Exercise prompt: Drop every picture, then transcribe the remaining data exactly.

Data segment:

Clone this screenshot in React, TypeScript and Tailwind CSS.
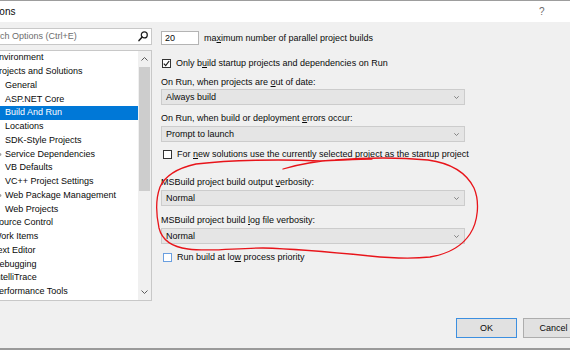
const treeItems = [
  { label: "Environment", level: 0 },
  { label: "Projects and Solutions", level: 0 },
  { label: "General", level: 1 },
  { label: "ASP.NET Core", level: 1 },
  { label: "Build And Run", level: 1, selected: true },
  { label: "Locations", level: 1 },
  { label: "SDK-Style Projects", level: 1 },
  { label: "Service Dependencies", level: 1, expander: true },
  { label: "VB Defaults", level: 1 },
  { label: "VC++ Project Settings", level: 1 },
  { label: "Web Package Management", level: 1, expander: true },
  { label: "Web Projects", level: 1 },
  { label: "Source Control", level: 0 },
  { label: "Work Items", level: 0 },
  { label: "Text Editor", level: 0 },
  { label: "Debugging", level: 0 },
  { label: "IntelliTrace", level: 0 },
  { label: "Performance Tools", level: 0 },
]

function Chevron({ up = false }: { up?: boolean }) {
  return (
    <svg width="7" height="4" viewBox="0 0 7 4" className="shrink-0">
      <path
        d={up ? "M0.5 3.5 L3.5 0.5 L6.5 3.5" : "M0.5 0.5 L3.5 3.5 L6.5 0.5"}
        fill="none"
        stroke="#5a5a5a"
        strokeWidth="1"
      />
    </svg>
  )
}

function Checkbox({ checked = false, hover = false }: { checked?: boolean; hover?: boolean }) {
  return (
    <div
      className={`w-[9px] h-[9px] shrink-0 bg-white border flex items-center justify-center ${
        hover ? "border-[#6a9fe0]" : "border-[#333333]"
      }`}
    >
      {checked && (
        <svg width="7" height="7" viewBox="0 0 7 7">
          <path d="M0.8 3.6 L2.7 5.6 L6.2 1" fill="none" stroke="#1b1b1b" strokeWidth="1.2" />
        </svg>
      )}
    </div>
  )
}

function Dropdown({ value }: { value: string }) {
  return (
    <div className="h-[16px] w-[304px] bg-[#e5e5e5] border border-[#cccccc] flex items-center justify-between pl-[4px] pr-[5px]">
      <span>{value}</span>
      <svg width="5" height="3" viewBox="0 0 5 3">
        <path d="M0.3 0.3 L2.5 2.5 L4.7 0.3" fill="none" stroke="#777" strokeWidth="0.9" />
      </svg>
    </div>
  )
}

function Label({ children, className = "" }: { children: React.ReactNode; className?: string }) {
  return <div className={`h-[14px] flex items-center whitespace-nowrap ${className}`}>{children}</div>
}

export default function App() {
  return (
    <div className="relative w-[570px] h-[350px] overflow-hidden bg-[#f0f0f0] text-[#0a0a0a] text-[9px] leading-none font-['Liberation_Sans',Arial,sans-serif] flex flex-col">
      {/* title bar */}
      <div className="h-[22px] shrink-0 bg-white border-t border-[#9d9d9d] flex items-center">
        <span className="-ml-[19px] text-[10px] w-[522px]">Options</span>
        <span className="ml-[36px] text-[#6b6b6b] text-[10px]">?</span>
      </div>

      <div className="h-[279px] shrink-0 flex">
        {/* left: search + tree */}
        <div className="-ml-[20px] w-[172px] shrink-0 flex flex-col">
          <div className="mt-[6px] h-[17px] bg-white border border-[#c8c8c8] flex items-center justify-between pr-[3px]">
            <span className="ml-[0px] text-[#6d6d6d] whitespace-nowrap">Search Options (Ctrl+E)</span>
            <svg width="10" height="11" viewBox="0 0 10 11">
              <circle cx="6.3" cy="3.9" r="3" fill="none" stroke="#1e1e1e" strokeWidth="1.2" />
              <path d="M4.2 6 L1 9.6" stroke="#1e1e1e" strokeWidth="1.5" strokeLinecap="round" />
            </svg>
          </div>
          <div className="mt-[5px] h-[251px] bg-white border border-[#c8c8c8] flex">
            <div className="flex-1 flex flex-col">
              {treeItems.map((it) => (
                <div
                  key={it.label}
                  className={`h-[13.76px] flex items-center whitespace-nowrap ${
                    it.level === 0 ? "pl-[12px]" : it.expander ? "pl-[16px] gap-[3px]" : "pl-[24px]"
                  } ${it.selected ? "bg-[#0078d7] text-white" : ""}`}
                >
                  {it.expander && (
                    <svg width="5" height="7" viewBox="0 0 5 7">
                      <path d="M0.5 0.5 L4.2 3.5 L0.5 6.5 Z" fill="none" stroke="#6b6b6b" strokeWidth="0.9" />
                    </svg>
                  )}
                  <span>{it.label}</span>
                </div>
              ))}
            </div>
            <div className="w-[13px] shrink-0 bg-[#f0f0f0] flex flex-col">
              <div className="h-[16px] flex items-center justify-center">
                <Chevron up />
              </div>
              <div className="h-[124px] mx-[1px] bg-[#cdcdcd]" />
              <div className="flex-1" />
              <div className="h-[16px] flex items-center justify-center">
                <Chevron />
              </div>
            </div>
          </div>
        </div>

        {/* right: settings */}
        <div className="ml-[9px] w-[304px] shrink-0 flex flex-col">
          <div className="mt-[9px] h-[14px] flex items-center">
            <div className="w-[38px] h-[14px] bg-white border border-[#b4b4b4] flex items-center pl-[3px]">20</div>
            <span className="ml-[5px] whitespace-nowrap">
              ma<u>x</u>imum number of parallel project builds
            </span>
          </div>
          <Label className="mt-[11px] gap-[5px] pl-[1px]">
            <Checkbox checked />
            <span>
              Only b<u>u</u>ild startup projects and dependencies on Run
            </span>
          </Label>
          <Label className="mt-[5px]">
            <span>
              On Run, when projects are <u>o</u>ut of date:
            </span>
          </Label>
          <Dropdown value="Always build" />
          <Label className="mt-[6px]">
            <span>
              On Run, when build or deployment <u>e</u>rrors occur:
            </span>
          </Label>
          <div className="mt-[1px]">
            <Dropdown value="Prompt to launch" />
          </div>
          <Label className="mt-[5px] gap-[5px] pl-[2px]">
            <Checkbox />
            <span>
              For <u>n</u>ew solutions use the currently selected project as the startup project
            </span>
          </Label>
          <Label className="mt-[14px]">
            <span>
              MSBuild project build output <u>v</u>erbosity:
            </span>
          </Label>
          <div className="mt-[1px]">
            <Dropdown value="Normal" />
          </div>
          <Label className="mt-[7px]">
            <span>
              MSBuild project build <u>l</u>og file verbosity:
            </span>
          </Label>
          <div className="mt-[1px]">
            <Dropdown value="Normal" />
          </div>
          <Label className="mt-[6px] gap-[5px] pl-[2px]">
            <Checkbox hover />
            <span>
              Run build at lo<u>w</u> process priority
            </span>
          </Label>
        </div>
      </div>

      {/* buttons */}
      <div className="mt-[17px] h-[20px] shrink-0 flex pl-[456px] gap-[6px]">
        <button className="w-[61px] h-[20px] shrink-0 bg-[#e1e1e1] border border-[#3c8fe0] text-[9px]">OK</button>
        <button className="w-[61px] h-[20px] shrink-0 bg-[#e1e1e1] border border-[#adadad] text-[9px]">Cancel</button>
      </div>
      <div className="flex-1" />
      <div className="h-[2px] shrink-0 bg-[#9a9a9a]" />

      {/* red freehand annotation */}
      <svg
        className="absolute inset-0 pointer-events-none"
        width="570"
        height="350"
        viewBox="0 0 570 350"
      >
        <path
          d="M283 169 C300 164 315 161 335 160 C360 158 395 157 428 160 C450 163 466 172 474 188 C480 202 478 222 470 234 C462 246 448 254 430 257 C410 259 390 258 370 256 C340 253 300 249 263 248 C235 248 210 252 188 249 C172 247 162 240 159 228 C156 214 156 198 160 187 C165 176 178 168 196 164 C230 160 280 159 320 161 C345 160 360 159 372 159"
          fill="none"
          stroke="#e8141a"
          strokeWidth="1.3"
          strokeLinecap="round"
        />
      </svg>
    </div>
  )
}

Response:
Clone this screenshot in React, TypeScript and Tailwind CSS.
const treeItems = [
  { label: "Environment", level: 0 },
  { label: "Projects and Solutions", level: 0 },
  { label: "General", level: 1 },
  { label: "ASP.NET Core", level: 1 },
  { label: "Build And Run", level: 1, selected: true },
  { label: "Locations", level: 1 },
  { label: "SDK-Style Projects", level: 1 },
  { label: "Service Dependencies", level: 1, expander: true },
  { label: "VB Defaults", level: 1 },
  { label: "VC++ Project Settings", level: 1 },
  { label: "Web Package Management", level: 1, expander: true },
  { label: "Web Projects", level: 1 },
  { label: "Source Control", level: 0 },
  { label: "Work Items", level: 0 },
  { label: "Text Editor", level: 0 },
  { label: "Debugging", level: 0 },
  { label: "IntelliTrace", level: 0 },
  { label: "Performance Tools", level: 0 },
]

function Chevron({ up = false }: { up?: boolean }) {
  return (
    <svg width="7" height="4" viewBox="0 0 7 4" className="shrink-0">
      <path
        d={up ? "M0.5 3.5 L3.5 0.5 L6.5 3.5" : "M0.5 0.5 L3.5 3.5 L6.5 0.5"}
        fill="none"
        stroke="#5a5a5a"
        strokeWidth="1"
      />
    </svg>
  )
}

function Checkbox({ checked = false, hover = false }: { checked?: boolean; hover?: boolean }) {
  return (
    <div
      className={`w-[9px] h-[9px] shrink-0 bg-white border flex items-center justify-center ${
        hover ? "border-[#6a9fe0]" : "border-[#333333]"
      }`}
    >
      {checked && (
        <svg width="7" height="7" viewBox="0 0 7 7">
          <path d="M0.8 3.6 L2.7 5.6 L6.2 1" fill="none" stroke="#1b1b1b" strokeWidth="1.2" />
        </svg>
      )}
    </div>
  )
}

function Dropdown({ value }: { value: string }) {
  return (
    <div className="h-[16px] w-[304px] bg-[#e5e5e5] border border-[#cccccc] flex items-center justify-between pl-[4px] pr-[5px]">
      <span>{value}</span>
      <svg width="5" height="3" viewBox="0 0 5 3">
        <path d="M0.3 0.3 L2.5 2.5 L4.7 0.3" fill="none" stroke="#777" strokeWidth="0.9" />
      </svg>
    </div>
  )
}

function Label({ children, className = "" }: { children: React.ReactNode; className?: string }) {
  return <div className={`h-[14px] flex items-center whitespace-nowrap ${className}`}>{children}</div>
}

export default function App() {
  return (
    <div className="relative w-[570px] h-[350px] overflow-hidden bg-[#f0f0f0] text-[#0a0a0a] text-[9px] leading-none font-['Liberation_Sans',Arial,sans-serif] flex flex-col">
      {/* title bar */}
      <div className="h-[22px] shrink-0 bg-white border-t border-[#9d9d9d] flex items-center">
        <span className="-ml-[19px] text-[10px] w-[522px]">Options</span>
        <span className="ml-[36px] text-[#6b6b6b] text-[10px]">?</span>
      </div>

      <div className="h-[279px] shrink-0 flex">
        {/* left: search + tree */}
        <div className="-ml-[20px] w-[172px] shrink-0 flex flex-col">
          <div className="mt-[6px] h-[17px] bg-white border border-[#c8c8c8] flex items-center justify-between pr-[3px]">
            <span className="ml-[0px] text-[#6d6d6d] whitespace-nowrap">Search Options (Ctrl+E)</span>
            <svg width="10" height="11" viewBox="0 0 10 11">
              <circle cx="6.3" cy="3.9" r="3" fill="none" stroke="#1e1e1e" strokeWidth="1.2" />
              <path d="M4.2 6 L1 9.6" stroke="#1e1e1e" strokeWidth="1.5" strokeLinecap="round" />
            </svg>
          </div>
          <div className="mt-[5px] h-[251px] bg-white border border-[#c8c8c8] flex">
            <div className="flex-1 flex flex-col">
              {treeItems.map((it) => (
                <div
                  key={it.label}
                  className={`h-[13.76px] flex items-center whitespace-nowrap ${
                    it.level === 0 ? "pl-[12px]" : it.expander ? "pl-[16px] gap-[3px]" : "pl-[24px]"
                  } ${it.selected ? "bg-[#0078d7] text-white" : ""}`}
                >
                  {it.expander && (
                    <svg width="5" height="7" viewBox="0 0 5 7">
                      <path d="M0.5 0.5 L4.2 3.5 L0.5 6.5 Z" fill="none" stroke="#6b6b6b" strokeWidth="0.9" />
                    </svg>
                  )}
                  <span>{it.label}</span>
                </div>
              ))}
            </div>
            <div className="w-[13px] shrink-0 bg-[#f0f0f0] flex flex-col">
              <div className="h-[16px] flex items-center justify-center">
                <Chevron up />
              </div>
              <div className="h-[124px] mx-[1px] bg-[#cdcdcd]" />
              <div className="flex-1" />
              <div className="h-[16px] flex items-center justify-center">
                <Chevron />
              </div>
            </div>
          </div>
        </div>

        {/* right: settings */}
        <div className="ml-[9px] w-[304px] shrink-0 flex flex-col">
          <div className="mt-[9px] h-[14px] flex items-center">
            <div className="w-[38px] h-[14px] bg-white border border-[#b4b4b4] flex items-center pl-[3px]">20</div>
            <span className="ml-[5px] whitespace-nowrap">
              ma<u>x</u>imum number of parallel project builds
            </span>
          </div>
          <Label className="mt-[11px] gap-[5px] pl-[1px]">
            <Checkbox checked />
            <span>
              Only b<u>u</u>ild startup projects and dependencies on Run
            </span>
          </Label>
          <Label className="mt-[5px]">
            <span>
              On Run, when projects are <u>o</u>ut of date:
            </span>
          </Label>
          <Dropdown value="Always build" />
          <Label className="mt-[6px]">
            <span>
              On Run, when build or deployment <u>e</u>rrors occur:
            </span>
          </Label>
          <div className="mt-[1px]">
            <Dropdown value="Prompt to launch" />
          </div>
          <Label className="mt-[5px] gap-[5px] pl-[2px]">
            <Checkbox />
            <span>
              For <u>n</u>ew solutions use the currently selected project as the startup project
            </span>
          </Label>
          <Label className="mt-[14px]">
            <span>
              MSBuild project build output <u>v</u>erbosity:
            </span>
          </Label>
          <div className="mt-[1px]">
            <Dropdown value="Normal" />
          </div>
          <Label className="mt-[7px]">
            <span>
              MSBuild project build <u>l</u>og file verbosity:
            </span>
          </Label>
          <div className="mt-[1px]">
            <Dropdown value="Normal" />
          </div>
          <Label className="mt-[6px] gap-[5px] pl-[2px]">
            <Checkbox hover />
            <span>
              Run build at lo<u>w</u> process priority
            </span>
          </Label>
        </div>
      </div>

      {/* buttons */}
      <div className="mt-[17px] h-[20px] shrink-0 flex pl-[456px] gap-[6px]">
        <button className="w-[61px] h-[20px] shrink-0 bg-[#e1e1e1] border border-[#3c8fe0] text-[9px]">OK</button>
        <button className="w-[61px] h-[20px] shrink-0 bg-[#e1e1e1] border border-[#adadad] text-[9px]">Cancel</button>
      </div>
      <div className="flex-1" />
      <div className="h-[2px] shrink-0 bg-[#9a9a9a]" />

      {/* red freehand annotation */}
      <svg
        className="absolute inset-0 pointer-events-none"
        width="570"
        height="350"
        viewBox="0 0 570 350"
      >
        <path
          d="M283 169 C300 164 315 161 335 160 C360 158 395 157 428 160 C450 163 466 172 474 188 C480 202 478 222 470 234 C462 246 448 254 430 257 C410 259 390 258 370 256 C340 253 300 249 263 248 C235 248 210 252 188 249 C172 247 162 240 159 228 C156 214 156 198 160 187 C165 176 178 168 196 164 C230 160 280 159 320 161 C345 160 360 159 372 159"
          fill="none"
          stroke="#e8141a"
          strokeWidth="1.3"
          strokeLinecap="round"
        />
      </svg>
    </div>
  )
}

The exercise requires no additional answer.